No, the sugar cookie bars can be kept at room temperature once cooked. If you don't want the frosting to get too soft, place the bars in the fridge until you want to eat them.
The addition of cornstarch makes the cookie bars nice and soft.
If you find that the bars are somewhat hard, they probably were overcooked. Make sure the cookies have a nice golden brown color and a toothpick comes out clean to know when they are ready.
Funfetti Sugar Cookie Bars
- 2 cups all-purpose flour
- 1 tsp baking powder
- ½ tsp baking soda
- 1 ½ tsp cornstarch
- ¼ tsp salt
- 8 oz, 1 stick unsalted butter, softened
- 1 cup sugar
- 1 large egg, plus one egg yolk
- 2 tsp vanilla extract
- ¼ tsp almond extract
- 1 cup sprinkles
- 4 oz, half a stick unsalted butter, softened
- 1 - 1 ½ cup powdered sugar
- 3 tablespoon heavy cream
- 1 teaspoon vanilla
- pinch of salt
- Preheat the oven to 350 and prepare an 8x8 baking pan with grease or pachment . Set to the side.
- In a medium-sized bowl, combine the flour, baking powder, baking soda, cornstrach, and salt. Mix to combine and set to the side.

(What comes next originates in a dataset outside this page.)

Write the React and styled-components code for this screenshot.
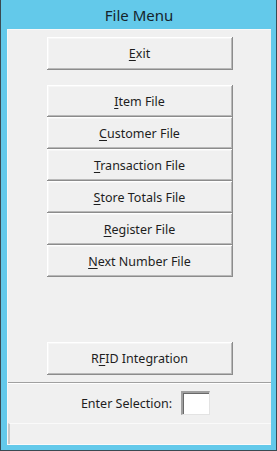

- In a large bowl with a hand mixer or in a stand mixer with a paddle attachment, cream the butter with the sugar. Mix the two together for about 2-3 minutes, until light and fluffy. Scrape down the bowl and add in the egg and egg yolk, mixing to combine. Add in the extracts and mix to combine.
- Using a spatula or wooden spoon, fold in the sprinkles. Make sure they are evenly divided.
- Add the sugar cookie bar dough to the pan and bake for 30 minutes, or until golden brown.
- While the bars are baking, make the frosting. In a large bowl with a hand mixture or in a stand mixer with a paddle attachment, mix the butter, powdered sugar, heavy cream, vanilla, and salt. Taste the frosting as you go along and adjust sweetness as needed by adding in more powdered sugar. Start with less and you can always add more. If using food coloring or sprinkles, add them in at the end. If the frosting is rather stiff, add in another teaspoon of heavy cream. Frost the bars when fully cool.